So give them what they're asking for. There are about a thousand reasons why you should.

Boredom can quickly lead to any or all of these negative consequences:
  • Poor performance
  • Increased errors
  • Accidents
  • Absenteeism
  • Stress-related illnesses
  • Increased thrill-seeking (which can lead to injuries)
  • Property damage


Here, Level of Pressure can be read as Workload. Note that the section where there is little to do and which is characterized by boredom has the lowest level of performance on the entire graph. The sweet spot of productivity is a workload that keeps you about 10% to 20% below fully occupied.
(Graph from Right Corecare)

  • Boredom "casts a pall on the whole organization and creates a demoralized de-energized atmosphere. Furthermore, it blocks creativity, which will undercut a company's ability to stay abreast of the marketplace competition," says one expert.
  • Says another, "Boredom can build like a critical mass that hurts the company's performance and market position."
  • All of these negative consequences translate directly to the bottom line.
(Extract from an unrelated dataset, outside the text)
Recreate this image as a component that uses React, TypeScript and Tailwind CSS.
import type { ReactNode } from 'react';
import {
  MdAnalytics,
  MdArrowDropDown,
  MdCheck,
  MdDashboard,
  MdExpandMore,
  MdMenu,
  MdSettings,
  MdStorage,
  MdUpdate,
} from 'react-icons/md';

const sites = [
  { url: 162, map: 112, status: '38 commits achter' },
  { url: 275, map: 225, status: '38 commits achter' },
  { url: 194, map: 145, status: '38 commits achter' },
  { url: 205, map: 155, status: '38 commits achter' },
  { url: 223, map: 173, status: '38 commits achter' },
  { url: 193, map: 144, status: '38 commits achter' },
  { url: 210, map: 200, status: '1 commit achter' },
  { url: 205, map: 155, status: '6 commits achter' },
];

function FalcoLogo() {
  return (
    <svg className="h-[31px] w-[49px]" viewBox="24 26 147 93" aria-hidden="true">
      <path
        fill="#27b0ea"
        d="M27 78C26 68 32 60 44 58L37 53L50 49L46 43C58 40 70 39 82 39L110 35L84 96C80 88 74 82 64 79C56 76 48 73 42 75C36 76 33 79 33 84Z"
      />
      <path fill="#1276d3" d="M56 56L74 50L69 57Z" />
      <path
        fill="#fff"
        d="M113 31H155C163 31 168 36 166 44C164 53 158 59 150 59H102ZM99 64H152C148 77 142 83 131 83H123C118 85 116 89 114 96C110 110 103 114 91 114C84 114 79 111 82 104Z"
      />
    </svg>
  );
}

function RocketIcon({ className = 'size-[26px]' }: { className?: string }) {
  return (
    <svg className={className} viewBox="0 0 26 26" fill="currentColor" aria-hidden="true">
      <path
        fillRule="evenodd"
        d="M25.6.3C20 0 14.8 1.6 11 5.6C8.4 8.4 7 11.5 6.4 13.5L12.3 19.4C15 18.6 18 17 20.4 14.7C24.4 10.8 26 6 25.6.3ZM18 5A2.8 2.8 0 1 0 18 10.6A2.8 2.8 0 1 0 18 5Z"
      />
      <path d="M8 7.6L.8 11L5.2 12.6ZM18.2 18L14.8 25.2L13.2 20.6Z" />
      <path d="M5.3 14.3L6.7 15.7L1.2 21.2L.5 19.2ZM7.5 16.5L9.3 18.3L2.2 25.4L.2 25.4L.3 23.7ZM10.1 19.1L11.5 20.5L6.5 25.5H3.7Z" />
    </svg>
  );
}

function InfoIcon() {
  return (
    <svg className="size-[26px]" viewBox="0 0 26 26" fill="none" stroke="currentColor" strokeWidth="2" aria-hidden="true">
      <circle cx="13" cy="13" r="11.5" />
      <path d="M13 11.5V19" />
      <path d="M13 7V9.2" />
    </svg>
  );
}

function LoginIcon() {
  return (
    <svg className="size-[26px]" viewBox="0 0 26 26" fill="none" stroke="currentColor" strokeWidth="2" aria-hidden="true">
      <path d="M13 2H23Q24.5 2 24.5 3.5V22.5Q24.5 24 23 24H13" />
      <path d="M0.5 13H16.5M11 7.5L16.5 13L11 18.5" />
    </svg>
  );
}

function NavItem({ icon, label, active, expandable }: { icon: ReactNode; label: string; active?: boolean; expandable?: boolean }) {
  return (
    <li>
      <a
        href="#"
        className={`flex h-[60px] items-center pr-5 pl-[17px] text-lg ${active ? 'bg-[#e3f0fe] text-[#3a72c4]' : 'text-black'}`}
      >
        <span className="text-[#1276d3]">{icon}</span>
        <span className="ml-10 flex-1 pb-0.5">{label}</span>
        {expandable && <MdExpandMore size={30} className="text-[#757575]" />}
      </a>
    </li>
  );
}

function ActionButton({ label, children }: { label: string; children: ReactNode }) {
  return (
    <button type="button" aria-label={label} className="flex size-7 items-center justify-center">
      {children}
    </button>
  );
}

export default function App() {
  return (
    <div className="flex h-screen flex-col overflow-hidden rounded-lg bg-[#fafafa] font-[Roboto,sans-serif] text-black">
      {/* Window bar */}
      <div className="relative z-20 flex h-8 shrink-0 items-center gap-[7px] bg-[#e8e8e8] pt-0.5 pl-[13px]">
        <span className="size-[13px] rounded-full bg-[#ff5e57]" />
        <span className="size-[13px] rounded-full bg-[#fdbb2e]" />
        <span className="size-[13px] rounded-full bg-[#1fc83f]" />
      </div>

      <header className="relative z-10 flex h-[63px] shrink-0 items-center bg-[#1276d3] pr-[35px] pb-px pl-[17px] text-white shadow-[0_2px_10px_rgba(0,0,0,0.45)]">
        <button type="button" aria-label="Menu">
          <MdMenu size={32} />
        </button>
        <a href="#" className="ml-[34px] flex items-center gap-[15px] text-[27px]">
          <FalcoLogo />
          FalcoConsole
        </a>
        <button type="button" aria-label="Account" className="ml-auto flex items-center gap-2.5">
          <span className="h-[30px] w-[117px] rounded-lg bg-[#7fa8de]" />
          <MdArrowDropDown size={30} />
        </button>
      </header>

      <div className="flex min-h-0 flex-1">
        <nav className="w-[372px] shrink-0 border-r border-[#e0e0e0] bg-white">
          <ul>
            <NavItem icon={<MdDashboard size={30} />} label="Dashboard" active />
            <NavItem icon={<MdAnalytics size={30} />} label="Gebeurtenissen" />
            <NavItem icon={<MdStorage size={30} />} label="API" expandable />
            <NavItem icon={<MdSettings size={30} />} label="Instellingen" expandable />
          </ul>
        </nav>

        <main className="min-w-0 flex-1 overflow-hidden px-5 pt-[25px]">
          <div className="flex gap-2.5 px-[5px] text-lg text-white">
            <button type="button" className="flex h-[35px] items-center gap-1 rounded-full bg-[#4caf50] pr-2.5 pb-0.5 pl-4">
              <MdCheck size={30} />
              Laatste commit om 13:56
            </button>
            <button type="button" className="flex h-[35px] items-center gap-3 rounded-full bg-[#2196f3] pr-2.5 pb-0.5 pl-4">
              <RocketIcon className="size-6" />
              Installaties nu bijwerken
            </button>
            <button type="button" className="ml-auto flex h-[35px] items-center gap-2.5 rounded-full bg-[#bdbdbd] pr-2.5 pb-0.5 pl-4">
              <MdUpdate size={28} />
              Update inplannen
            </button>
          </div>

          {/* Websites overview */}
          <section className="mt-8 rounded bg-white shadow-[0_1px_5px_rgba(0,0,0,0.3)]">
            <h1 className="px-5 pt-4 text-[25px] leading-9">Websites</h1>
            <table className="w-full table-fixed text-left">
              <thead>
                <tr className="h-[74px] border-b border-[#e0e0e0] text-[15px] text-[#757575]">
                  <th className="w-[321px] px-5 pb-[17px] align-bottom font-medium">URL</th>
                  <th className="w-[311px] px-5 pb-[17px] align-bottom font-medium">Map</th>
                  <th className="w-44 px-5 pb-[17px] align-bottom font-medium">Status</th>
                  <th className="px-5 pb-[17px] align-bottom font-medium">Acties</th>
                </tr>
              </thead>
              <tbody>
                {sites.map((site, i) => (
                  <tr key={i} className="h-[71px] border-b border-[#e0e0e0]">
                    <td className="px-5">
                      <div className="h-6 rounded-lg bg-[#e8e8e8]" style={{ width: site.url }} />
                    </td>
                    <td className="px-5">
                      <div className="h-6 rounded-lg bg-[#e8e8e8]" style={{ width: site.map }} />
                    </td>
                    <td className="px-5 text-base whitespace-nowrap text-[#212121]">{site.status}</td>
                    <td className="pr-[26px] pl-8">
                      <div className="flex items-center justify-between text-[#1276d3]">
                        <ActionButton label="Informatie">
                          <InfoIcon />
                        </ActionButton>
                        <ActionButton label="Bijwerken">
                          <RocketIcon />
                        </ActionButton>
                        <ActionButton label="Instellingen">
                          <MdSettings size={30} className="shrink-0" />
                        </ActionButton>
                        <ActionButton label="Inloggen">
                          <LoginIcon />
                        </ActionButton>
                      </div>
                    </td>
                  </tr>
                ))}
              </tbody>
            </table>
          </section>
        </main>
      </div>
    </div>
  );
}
Whether it's in terms of lost revenue, decreased productivity, the cost to fix mistakes, increased insurance costs, even worker's compensation payments or liability lawsuits, as an employer, you're going to be shelling out money in one way or another if your employees are bored.
  • Eventually, you'll lose your employees altogether. 45% of hiring experts agreed that firms lost top workers because they were bored (1998).
  • 24% of office employees surveyed said the reason they looked for jobs elsewhere was because of boredom.
  • Half of employees who say they're bored consider changing not just their jobs but their professions.

Which Leads Me Back to You, the Bored Employee
  • If you've tried all the ways to wring more out of your job and that's still not doing the trick, it's probably time to find a new job.
  • That's easier said than done these days, but if nothing else, the job search will give you something challenging to do.
  • You might want to look for a job whose work is meaningful to you. The people who report being the happiest in their jobs are those who in some way serve others.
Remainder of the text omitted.